In a paper published in the Journal of Geophysical Research, the international team detail their discovery of what they believe to be a tsunami impact crater. Proponents of the Wet Mars theory have been searching for such a crater for years, without success.
"We found typical tsunami deposits along the dichotomy between the northern hemisphere and southern hemisphere of Mars. It supports that there was, at that time, a northern ocean," study lead and professor of geophysics with Université Paris-Sud Dr. François Costard told the BBC.
A thumbprint-shaped series of ridges was discovered on the Martian surface, which has previously been attributed to a mudslide or glaciers. However, it may have also have been caused by a tsunami — and a nearby crater corroborates that theory.
When a sufficiently large asteroid hits water, it can create two tsunamis: one caused by the displacement of water when the asteroid hits the ocean's surface and another caused by the asteroid striking the ocean floor.

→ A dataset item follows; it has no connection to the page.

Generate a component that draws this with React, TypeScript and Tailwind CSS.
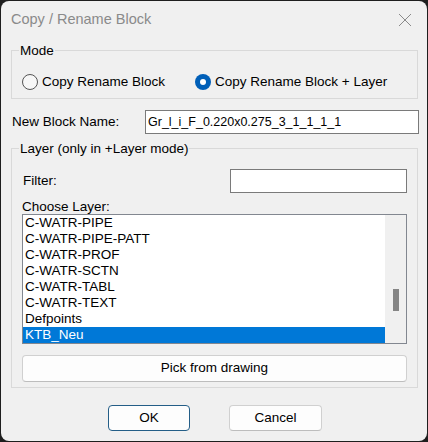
import { useState } from "react";

const layers = [
  "C-WATR-PIPE",
  "C-WATR-PIPE-PATT",
  "C-WATR-PROF",
  "C-WATR-SCTN",
  "C-WATR-TABL",
  "C-WATR-TEXT",
  "Defpoints",
  "KTB_Neu",
];

function Radio({ checked, label }: { checked: boolean; label: string }) {
  return (
    <div className="flex items-center gap-[4px] h-[16px]">
      {checked ? (
        <span className="w-[16px] h-[16px] rounded-full bg-[#005fb8] flex items-center justify-center">
          <span className="w-[6px] h-[6px] rounded-full bg-white" />
        </span>
      ) : (
        <span className="w-[16px] h-[16px] rounded-full border border-[#555555] bg-[#f7f7f7]" />
      )}
      <span>{label}</span>
    </div>
  );
}

export default function App() {
  const [selected, setSelected] = useState("KTB_Neu");

  return (
    <div
      className="w-[428px] h-[442px] bg-[#1e1e1e] p-px text-[13.5px] text-black"
      style={{ fontFamily: '"Liberation Sans", Arial, sans-serif' }}
    >
      <div className="h-full rounded-[8px] bg-[#f0f0f0] flex flex-col">
        {/* ---- Title bar ---- */}
        <div className="h-[41px] shrink-0 flex items-center justify-between pl-[10px] pr-[15px] pb-[3px]">
          <span className="text-[14.5px] text-[#8a8a8a]">Copy / Rename Block</span>
          <svg width="14" height="14" viewBox="0 0 14 14" className="text-[#8a8a8a]">
            <path d="M1 1 L13 13 M13 1 L1 13" stroke="currentColor" strokeWidth="1" fill="none" />
          </svg>
        </div>

        <div className="pl-[10px] pr-[8px] flex flex-col">
          {/* ---- Mode ---- */}
          <fieldset className="mr-[1px] border border-[#d9d9d9] px-[10px] pt-[15px] pb-[8px]">
            <legend className="-ml-[3px] px-[1px] leading-[17px]">Mode</legend>
            <div className="flex items-center gap-[30px]">
              <Radio checked={false} label="Copy Rename Block" />
              <Radio checked label="Copy Rename Block + Layer" />
            </div>
          </fieldset>

          {/* ---- New block name ---- */}
          <div className="mt-[11px] flex items-center justify-between">
            <span className="pl-px">New Block Name:</span>
            <div className="w-[274px] h-[24px] bg-white border border-[#7a7a7a] flex items-center px-[2px] text-[12.5px]">
              Gr_l_i_F_0.220x0.275_3_1_1_1_1
            </div>
          </div>

          {/* ---- Layer ---- */}
          <fieldset className="mt-[6px] mr-[1px] border border-[#d9d9d9] px-[10px] pt-[12px] pb-[5px]">
            <legend className="-ml-[3px] px-[1px] leading-[17px]">Layer (only in +Layer mode)</legend>
            <div className="flex items-center justify-between h-[24px]">
              <span className="pl-px">Filter:</span>
              <div className="w-[177px] h-[24px] bg-white border border-[#7a7a7a]" />
            </div>
            <div className="mt-[6px] leading-[15px]">Choose Layer:</div>
            <div className="h-[130px] bg-white border border-[#828790] flex">
              <div className="flex-1 flex flex-col">
                {layers.map((l) => (
                  <div
                    key={l}
                    onClick={() => setSelected(l)}
                    className={
                      "h-[16px] leading-[16px] pl-[2px] " +
                      (l === selected ? "bg-[#0078d7] text-white" : "")
                    }
                  >
                    {l}
                  </div>
                ))}
              </div>
              <div className="w-[21px] bg-[#f0f0f0] flex justify-center pt-[74px]">
                <div className="w-[6px] h-[22px] bg-[#858585]" />
              </div>
            </div>
            <button className="mt-[11px] w-full h-[27px] rounded-[4px] bg-[#fdfdfd] border border-[#d0d0d0] border-b-[#bdbdbd]">
              Pick from drawing
            </button>
          </fieldset>

          {/* ---- Buttons ---- */}
          <div className="mt-[17px] flex justify-center gap-[39px]">
            <button className="w-[82px] h-[26px] rounded-[4px] bg-[#fdfdfd] border border-[#245e87]">OK</button>
            <button className="w-[93px] h-[26px] rounded-[4px] bg-[#fdfdfd] border border-[#d0d0d0] border-b-[#bdbdbd]">
              Cancel
            </button>
          </div>
        </div>
      </div>
    </div>
  );
}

The researchers suggest that the Lomonosov Crater, a 93-mile long formation named in honor of the 18th century Russian polymath Mikhail Lomonosov, and the thumbprint formation are evidence of the first and second tsunamis, respectively. A numerical model corroborates their findings. They also contend that there is no feasible explanation for the ridges in light of the new evidence.
The Wet Mars theory holds that around 3.8 billion years ago, nearly half of the rusty red world was covered by ocean. Bit by bit, the water turned to vapor and escaped through Mars' thin atmosphere, leaving the planet in its present desiccated state.
"The possibility that a large ocean once occupied the Martian northern plains is one of the most important and controversial hypotheses to have originated from the exploration of Mars," the team wrote in the study.
"We mapped lobate deposits, which appear and are potential tsunami deposits associated with the existence of a former ocean. We identified the most probable crater sources of the proposed tsunami deposits from a numerical modeling."